The data on maltreatment fatalities were recently revised under the supervision of the county’s Office of Independent Review. They are part of a larger group of fatalities tracked by the department, which includes children who died of causes other than abuse.

The county’s record-keeping regarding the overall number of such fatalities has been flawed. Last month, for example, the county’s records reviewed by The Times showed that 91 children tracked by the department had died, of a variety of causes, in 2003. This month, the department’s records showed the 2003 fatality figure as 146. The number is subject to further revision, county records showed.

At Los Angeles County Supervisor Mark Ridley-Thomas’s urging, the Board of Supervisors ordered Ploehn this month to compile fatality statistics for the last 20 years. The vote was 4-1, with Supervisor Don Knabe opposed.

To the extent that the department already has such information, it has been difficult for the public to obtain. At Supervisor Gloria Molina’s behest, the Board of Supervisors asked the county’s Office of Independent Review to look at whether the department was following a state law that mandates the release of case files when a child dies of abuse or neglect.

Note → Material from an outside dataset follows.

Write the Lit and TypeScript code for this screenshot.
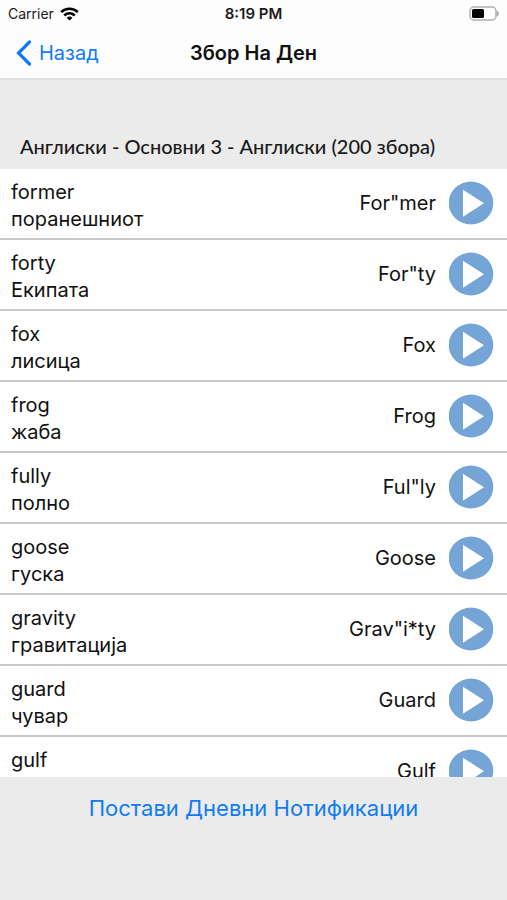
import { LitElement, html, css } from "lit";
import { customElement, property } from "lit/decorators.js";

interface Word {
  term: string;
  translation?: string;
  syllables: string;
}

const WORDS: Word[] = [
  { term: "former", translation: "поранешниот", syllables: 'For"mer' },
  { term: "forty", translation: "Екипата", syllables: 'For"ty' },
  { term: "fox", translation: "лисица", syllables: "Fox" },
  { term: "frog", translation: "жаба", syllables: "Frog" },
  { term: "fully", translation: "полно", syllables: 'Ful"ly' },
  { term: "goose", translation: "гуска", syllables: "Goose" },
  { term: "gravity", translation: "гравитација", syllables: 'Grav"i*ty' },
  { term: "guard", translation: "чувар", syllables: "Guard" },
  { term: "gulf", syllables: "Gulf" },
];

@customElement("status-bar")
export class StatusBar extends LitElement {
  static styles = css`
    :host {
      display: grid;
      grid-template-columns: 1fr auto 1fr;
      align-items: center;
      height: 27px;
      padding: 0 8px;
      font-size: 14px;
      color: #1a1a1a;
    }
    .carrier {
      display: flex;
      align-items: center;
      gap: 6px;
    }
    .time {
      font-size: 15px;
      font-weight: 600;
    }
    .battery {
      justify-self: end;
    }
    svg {
      display: block;
    }
  `;

  render() {
    return html`
      <div class="carrier">
        <span>Carrier</span>
        <svg width="19" height="14" viewBox="0 0 19 14" fill="none" stroke="#000" stroke-width="2.5" aria-hidden="true">
          <path d="M1.2 5.2a11.8 11.8 0 0 1 16.6 0" />
          <path d="M4.3 8.5a7.4 7.4 0 0 1 10.4 0" />
          <path d="M9.5 13.6 6.7 10.9a4 4 0 0 1 5.6 0Z" fill="#000" stroke="none" />
        </svg>
      </div>
      <div class="time">8:19 PM</div>
      <svg class="battery" width="30" height="15" viewBox="0 0 30 15" aria-hidden="true">
        <rect x="1" y="1" width="26" height="13" rx="4" fill="#fff" stroke="#b0b0b0" stroke-width="1.5" />
        <rect x="3" y="3" width="12" height="9" rx="1.5" fill="#000" />
        <path d="M27.500 4.500c3.200 1.200 3.200 4.800 0 6z" fill="#b0b0b0" />
      </svg>
    `;
  }
}

@customElement("word-row")
export class WordRow extends LitElement {
  @property({ attribute: false }) word!: Word;

  static styles = css`
    :host {
      display: flex;
      align-items: center;
      gap: 13px;
      box-sizing: border-box;
      height: 71px;
      padding: 0 13px 0 11px;
      border-bottom: 2px solid #c8c8c8;
      font-size: 20px;
      line-height: 27px;
      color: #111;
    }
    .pair {
      flex: 1;
      padding-top: 4px;
    }
    .line {
      min-height: 27px;
    }
    .play {
      width: 45px;
      height: 45px;
      padding: 0;
      border: 0;
      border-radius: 50%;
      background: none;
      cursor: pointer;
    }
    svg {
      display: block;
    }
  `;

  render() {
    const { term, translation, syllables } = this.word;
    return html`
      <div class="pair">
        <div class="line">${term}</div>
        <div class="line">${translation}</div>
      </div>
      <div>${syllables}</div>
      <button class="play" aria-label="Play ${term}">
        <svg width="45" height="45" viewBox="0 0 45 45" aria-hidden="true">
          <ellipse cx="22" cy="22" rx="22.300" ry="21.500" fill="#75a5d6" />
          <path d="M14 8.700v27L35 22.200z" fill="#fff" />
        </svg>
      </button>
    `;
  }
}

@customElement("app-root")
export class AppRoot extends LitElement {
  static styles = css`
    :host {
      display: flex;
      flex-direction: column;
      height: 100vh;
      background: #ebebeb;
      font-family: Inter, "Liberation Sans", sans-serif;
    }
    .top {
      background: #fdfdfd;
      border-bottom: 2px solid #e0e0e0;
    }
    .nav {
      display: grid;
      grid-template-columns: 1fr auto 1fr;
      align-items: center;
      height: 51px;
      padding: 0 16px;
    }
    .back {
      display: flex;
      align-items: center;
      justify-self: start;
      gap: 7px;
      color: #0f7cf5;
      font-size: 20px;
      text-decoration: none;
    }
    .title {
      margin: 0;
      font-size: 20px;
      font-weight: 600;
      color: #111;
    }
    .section {
      margin: 0;
      padding: 53px 20px 9px;
      font-family: Lato, "Open Sans", sans-serif;
      font-size: 20px;
      font-weight: 500;
      line-height: 27px;
      color: #1a1a1a;
    }
    .list {
      flex: 1;
      min-height: 0;
      margin: 0;
      padding: 0;
      overflow-y: auto;
      scrollbar-width: none;
      list-style: none;
      background: #fff;
    }
    .footer {
      display: flex;
      justify-content: center;
      padding: 16px 16px 77px;
    }
    .notify {
      padding: 0;
      border: 0;
      background: none;
      color: #0f7cf5;
      font-family: inherit;
      font-size: 22px;
      line-height: 30px;
      cursor: pointer;
    }
  `;

  render() {
    return html`
      <header class="top">
        <status-bar></status-bar>
        <nav class="nav">
          <a class="back" href="#">
            <svg width="16" height="26" viewBox="0 0 16 26" fill="none" stroke="#0f7cf5" stroke-width="3.200" stroke-linecap="round" aria-hidden="true">
              <path d="M13.500 2 2.500 13l11 11" />
            </svg>
            <span>Назад</span>
          </a>
          <h1 class="title">Збор На Ден</h1>
        </nav>
      </header>
      <h2 class="section">Англиски - Основни 3 - Англиски (200 збора)</h2>
      <ul class="list">
        ${WORDS.map((word) => html`<li><word-row .word=${word}></word-row></li>`)}
      </ul>
      <footer class="footer">
        <button class="notify">Постави Дневни Нотификации</button>
      </footer>
    `;
  }
}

Michael Gennaco, the office’s chief attorney, found the department inappropriately hid dozens of cases from public view. Whether the failure to make the files public was intentional or not remains under review. At the time, Ploehn said she was in full agreement with the report, but it took a month and a half before the department had a single case file ready for review.

In a written statement, Ploehn said, “although there has been a considerable workload associated with the release of these documents, we do acknowledge that the release of these files has taken longer than we had hoped — and the public has consequently had to wait longer than it should.”

Two senior department managers have alleged that the department deliberately concealed information, and Gennaco said he is investigating their claims. Thus far, however, he has not verified an intent to hide, and he suggested that the workers responsible for public disclosure may have been unaware that state law mandated disclosure.